>> BEGIN Dataset extract

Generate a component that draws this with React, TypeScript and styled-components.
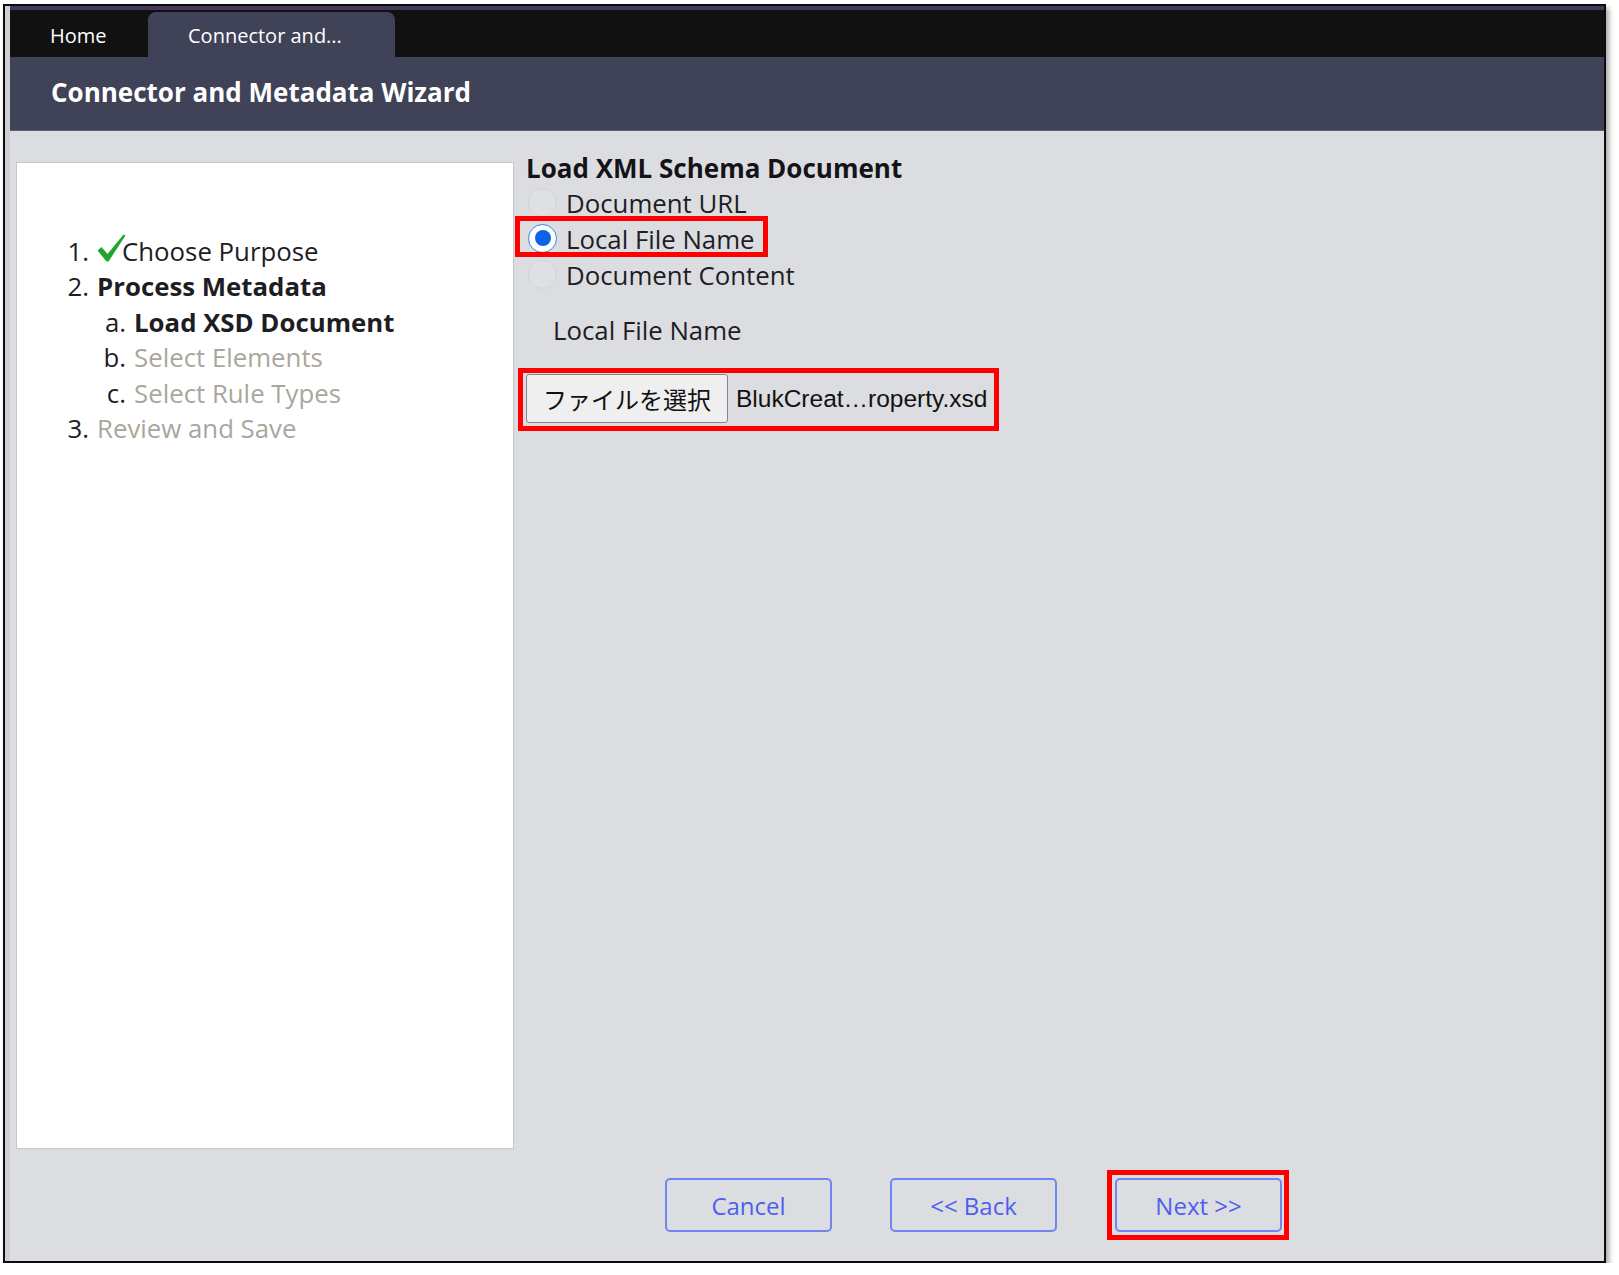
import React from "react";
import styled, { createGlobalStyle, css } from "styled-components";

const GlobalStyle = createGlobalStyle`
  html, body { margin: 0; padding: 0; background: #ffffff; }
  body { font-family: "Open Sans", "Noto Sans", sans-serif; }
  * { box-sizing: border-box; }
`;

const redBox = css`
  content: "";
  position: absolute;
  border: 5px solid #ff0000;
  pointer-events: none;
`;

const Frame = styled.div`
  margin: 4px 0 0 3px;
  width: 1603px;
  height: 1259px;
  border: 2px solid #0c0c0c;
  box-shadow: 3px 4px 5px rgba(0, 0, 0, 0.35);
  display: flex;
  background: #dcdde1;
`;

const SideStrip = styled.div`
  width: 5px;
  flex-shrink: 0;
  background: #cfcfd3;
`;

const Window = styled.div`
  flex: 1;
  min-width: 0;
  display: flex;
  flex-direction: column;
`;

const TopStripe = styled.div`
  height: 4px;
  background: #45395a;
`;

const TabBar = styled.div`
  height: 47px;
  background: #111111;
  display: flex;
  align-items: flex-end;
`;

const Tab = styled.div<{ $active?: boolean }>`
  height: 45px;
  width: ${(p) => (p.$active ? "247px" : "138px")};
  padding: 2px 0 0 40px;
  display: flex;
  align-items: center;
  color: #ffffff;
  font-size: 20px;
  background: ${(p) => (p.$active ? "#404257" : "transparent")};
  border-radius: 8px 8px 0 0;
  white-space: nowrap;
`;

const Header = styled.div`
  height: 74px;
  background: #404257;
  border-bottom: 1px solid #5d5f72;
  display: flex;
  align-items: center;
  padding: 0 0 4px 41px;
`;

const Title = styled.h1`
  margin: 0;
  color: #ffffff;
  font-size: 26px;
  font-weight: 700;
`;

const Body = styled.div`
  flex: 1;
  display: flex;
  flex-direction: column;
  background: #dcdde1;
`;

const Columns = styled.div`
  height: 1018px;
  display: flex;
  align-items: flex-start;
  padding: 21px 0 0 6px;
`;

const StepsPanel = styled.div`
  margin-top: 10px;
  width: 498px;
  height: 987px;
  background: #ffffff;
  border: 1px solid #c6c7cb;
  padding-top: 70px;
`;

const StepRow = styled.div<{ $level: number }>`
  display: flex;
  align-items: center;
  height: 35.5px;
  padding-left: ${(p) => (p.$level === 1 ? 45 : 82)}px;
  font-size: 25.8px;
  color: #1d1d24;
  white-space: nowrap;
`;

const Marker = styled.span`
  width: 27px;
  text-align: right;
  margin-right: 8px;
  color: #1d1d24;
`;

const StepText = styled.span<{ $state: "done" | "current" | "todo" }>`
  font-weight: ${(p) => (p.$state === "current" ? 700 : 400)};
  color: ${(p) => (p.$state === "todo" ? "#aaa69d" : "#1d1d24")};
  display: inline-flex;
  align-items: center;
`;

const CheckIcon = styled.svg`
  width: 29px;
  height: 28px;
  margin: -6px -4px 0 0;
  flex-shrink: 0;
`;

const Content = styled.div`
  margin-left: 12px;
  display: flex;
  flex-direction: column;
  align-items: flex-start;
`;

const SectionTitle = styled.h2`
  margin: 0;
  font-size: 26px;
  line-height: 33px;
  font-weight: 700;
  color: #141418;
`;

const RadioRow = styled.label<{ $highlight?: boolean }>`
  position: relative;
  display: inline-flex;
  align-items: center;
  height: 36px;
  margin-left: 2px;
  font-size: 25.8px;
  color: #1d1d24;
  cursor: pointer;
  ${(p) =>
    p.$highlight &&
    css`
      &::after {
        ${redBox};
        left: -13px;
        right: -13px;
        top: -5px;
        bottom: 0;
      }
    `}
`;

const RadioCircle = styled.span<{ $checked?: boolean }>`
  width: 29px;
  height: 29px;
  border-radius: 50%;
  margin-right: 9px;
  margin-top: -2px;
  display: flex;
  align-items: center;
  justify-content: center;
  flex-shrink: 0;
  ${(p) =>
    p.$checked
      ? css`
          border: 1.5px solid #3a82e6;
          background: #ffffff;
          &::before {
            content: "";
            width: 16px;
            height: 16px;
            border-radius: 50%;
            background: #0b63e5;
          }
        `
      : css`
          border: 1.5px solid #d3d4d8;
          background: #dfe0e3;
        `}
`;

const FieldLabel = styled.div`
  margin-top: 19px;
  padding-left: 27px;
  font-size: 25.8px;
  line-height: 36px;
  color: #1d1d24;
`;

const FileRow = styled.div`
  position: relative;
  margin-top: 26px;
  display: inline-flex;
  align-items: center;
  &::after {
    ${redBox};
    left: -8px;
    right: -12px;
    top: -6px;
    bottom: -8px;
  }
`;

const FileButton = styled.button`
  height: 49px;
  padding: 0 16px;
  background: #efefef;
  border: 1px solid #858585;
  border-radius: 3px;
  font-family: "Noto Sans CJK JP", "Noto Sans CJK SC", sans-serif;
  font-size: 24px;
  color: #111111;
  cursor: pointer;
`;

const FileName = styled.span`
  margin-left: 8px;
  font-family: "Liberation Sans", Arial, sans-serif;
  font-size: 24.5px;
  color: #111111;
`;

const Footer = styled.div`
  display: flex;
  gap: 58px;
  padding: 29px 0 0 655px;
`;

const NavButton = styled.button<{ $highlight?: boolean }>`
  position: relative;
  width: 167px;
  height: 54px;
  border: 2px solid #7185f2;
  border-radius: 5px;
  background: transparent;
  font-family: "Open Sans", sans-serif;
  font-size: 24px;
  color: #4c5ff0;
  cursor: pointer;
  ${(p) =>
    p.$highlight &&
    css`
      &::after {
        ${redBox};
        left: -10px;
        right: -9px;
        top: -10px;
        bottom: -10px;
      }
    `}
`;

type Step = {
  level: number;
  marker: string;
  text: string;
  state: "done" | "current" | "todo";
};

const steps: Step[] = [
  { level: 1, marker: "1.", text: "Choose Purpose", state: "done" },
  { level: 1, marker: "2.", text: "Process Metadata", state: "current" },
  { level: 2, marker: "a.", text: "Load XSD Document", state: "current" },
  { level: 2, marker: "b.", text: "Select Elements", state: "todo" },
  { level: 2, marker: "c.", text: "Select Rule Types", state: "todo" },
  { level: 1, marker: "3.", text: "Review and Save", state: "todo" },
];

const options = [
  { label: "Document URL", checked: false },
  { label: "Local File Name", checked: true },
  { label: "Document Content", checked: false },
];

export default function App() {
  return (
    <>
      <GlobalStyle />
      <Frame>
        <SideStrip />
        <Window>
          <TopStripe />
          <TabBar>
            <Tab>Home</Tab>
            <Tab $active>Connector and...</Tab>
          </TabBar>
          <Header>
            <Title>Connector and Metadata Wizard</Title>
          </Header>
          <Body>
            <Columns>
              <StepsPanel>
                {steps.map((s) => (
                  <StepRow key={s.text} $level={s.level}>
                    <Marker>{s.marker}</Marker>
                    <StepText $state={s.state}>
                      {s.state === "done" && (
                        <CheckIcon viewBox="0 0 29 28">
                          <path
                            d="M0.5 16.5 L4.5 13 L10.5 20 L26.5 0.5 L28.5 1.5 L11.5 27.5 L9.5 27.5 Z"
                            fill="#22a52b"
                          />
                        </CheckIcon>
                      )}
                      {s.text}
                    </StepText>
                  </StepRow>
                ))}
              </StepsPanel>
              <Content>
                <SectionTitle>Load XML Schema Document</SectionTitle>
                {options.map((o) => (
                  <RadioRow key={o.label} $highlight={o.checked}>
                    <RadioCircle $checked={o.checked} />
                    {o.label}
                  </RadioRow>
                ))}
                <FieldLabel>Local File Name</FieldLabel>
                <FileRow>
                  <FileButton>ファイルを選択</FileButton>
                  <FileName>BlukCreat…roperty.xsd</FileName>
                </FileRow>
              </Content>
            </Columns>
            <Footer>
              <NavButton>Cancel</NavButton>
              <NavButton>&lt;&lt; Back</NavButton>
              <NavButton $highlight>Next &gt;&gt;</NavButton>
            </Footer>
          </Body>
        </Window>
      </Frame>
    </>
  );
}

>> END Dataset extract

Aim
Looking at the listing above, how many of its lines contain the string "components"? Give the number alone.

Reply
2